OBJECTIVE
Copy out the material below in full, but not its images.

[Start of MATERIAL PROVIDED]

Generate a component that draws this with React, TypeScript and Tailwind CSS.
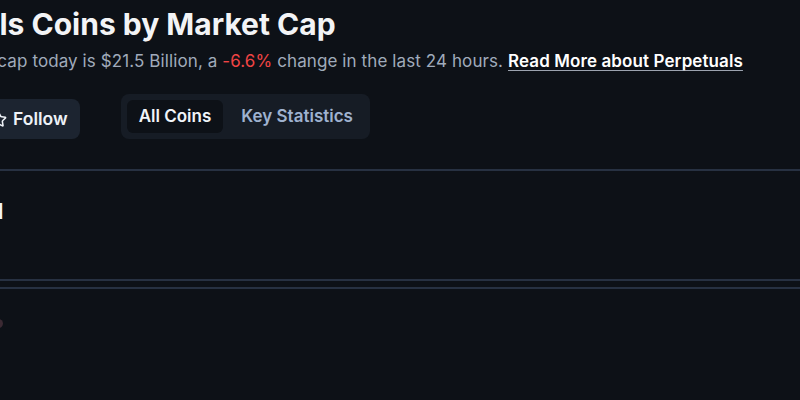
import { Star } from "lucide-react"

export default function App() {
  return (
    <div className="w-[800px] h-[400px] overflow-hidden bg-[#0d1117] font-['Inter',sans-serif] text-white">
      {/* Heading */}
      <div className="pt-[6px] whitespace-nowrap">
        <h1 className="-ml-[196px] text-[30px] font-bold leading-[36px] text-[#f3f4f6]">
          Top Perpetuals Coins by Market Cap
        </h1>
        <p className="mt-[7px] -ml-[246px] text-[17px] leading-[24px] tracking-[0.1px] text-[#a0abbb]">
          The global Perpetuals market cap today is $21.5 Billion, a{" "}
          <span className="text-[#ef4444]">-6.6%</span> change in the last 24 hours.{" "}
          <a className="font-semibold text-white underline underline-offset-[3px] decoration-[#9ca3af]">
            Read More about Perpetuals
          </a>
        </p>
      </div>

      {/* Follow + tabs */}
      <div className="mt-[21px] flex items-end gap-[41px] whitespace-nowrap">
        <button className="-ml-[24px] h-[40px] flex items-center gap-[6px] pl-[14px] pr-[12px] rounded-lg bg-[#1c2430] text-[17.5px] font-semibold text-[#eef2f7]">
          <Star className="w-[17px] h-[17px]" strokeWidth={2.2} />
          Follow
        </button>
        <div className="h-[45px] flex items-center gap-[4px] px-[6px] rounded-lg bg-[#161c25]">
          <span className="h-[33px] flex items-center px-[12px] rounded-md bg-[#0d1117] text-[17px] font-semibold text-[#f1f5f9]">
            All Coins
          </span>
          <span className="h-[33px] flex items-center pl-[14px] pr-[11px] text-[17px] font-semibold text-[#9fb2cf]">
            Key Statistics
          </span>
        </div>
      </div>

      {/* Table */}
      <div className="mt-[30px] border-t-[2px] border-[#273142]">
        <div className="h-[108px] pt-[27px]">
          <span className="-ml-[6px] text-[22px] font-bold leading-[26px] text-[#f1f5f9]">1</span>
        </div>
        <div className="h-[10px] border-y-[2px] border-[#273142]" />
        <div className="h-[105px] pt-[21px]">
          <span className="-ml-[6px] inline-block w-[9px] h-[9px] rounded-full bg-[#3b2a33]" />
        </div>
      </div>
    </div>
  )
}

[End of MATERIAL PROVIDED]

CORRECT RESULT
Generate a component that draws this with React, TypeScript and Tailwind CSS.
import { Star } from "lucide-react"

export default function App() {
  return (
    <div className="w-[800px] h-[400px] overflow-hidden bg-[#0d1117] font-['Inter',sans-serif] text-white">
      {/* Heading */}
      <div className="pt-[6px] whitespace-nowrap">
        <h1 className="-ml-[196px] text-[30px] font-bold leading-[36px] text-[#f3f4f6]">
          Top Perpetuals Coins by Market Cap
        </h1>
        <p className="mt-[7px] -ml-[246px] text-[17px] leading-[24px] tracking-[0.1px] text-[#a0abbb]">
          The global Perpetuals market cap today is $21.5 Billion, a{" "}
          <span className="text-[#ef4444]">-6.6%</span> change in the last 24 hours.{" "}
          <a className="font-semibold text-white underline underline-offset-[3px] decoration-[#9ca3af]">
            Read More about Perpetuals
          </a>
        </p>
      </div>

      {/* Follow + tabs */}
      <div className="mt-[21px] flex items-end gap-[41px] whitespace-nowrap">
        <button className="-ml-[24px] h-[40px] flex items-center gap-[6px] pl-[14px] pr-[12px] rounded-lg bg-[#1c2430] text-[17.5px] font-semibold text-[#eef2f7]">
          <Star className="w-[17px] h-[17px]" strokeWidth={2.2} />
          Follow
        </button>
        <div className="h-[45px] flex items-center gap-[4px] px-[6px] rounded-lg bg-[#161c25]">
          <span className="h-[33px] flex items-center px-[12px] rounded-md bg-[#0d1117] text-[17px] font-semibold text-[#f1f5f9]">
            All Coins
          </span>
          <span className="h-[33px] flex items-center pl-[14px] pr-[11px] text-[17px] font-semibold text-[#9fb2cf]">
            Key Statistics
          </span>
        </div>
      </div>

      {/* Table */}
      <div className="mt-[30px] border-t-[2px] border-[#273142]">
        <div className="h-[108px] pt-[27px]">
          <span className="-ml-[6px] text-[22px] font-bold leading-[26px] text-[#f1f5f9]">1</span>
        </div>
        <div className="h-[10px] border-y-[2px] border-[#273142]" />
        <div className="h-[105px] pt-[21px]">
          <span className="-ml-[6px] inline-block w-[9px] h-[9px] rounded-full bg-[#3b2a33]" />
        </div>
      </div>
    </div>
  )
}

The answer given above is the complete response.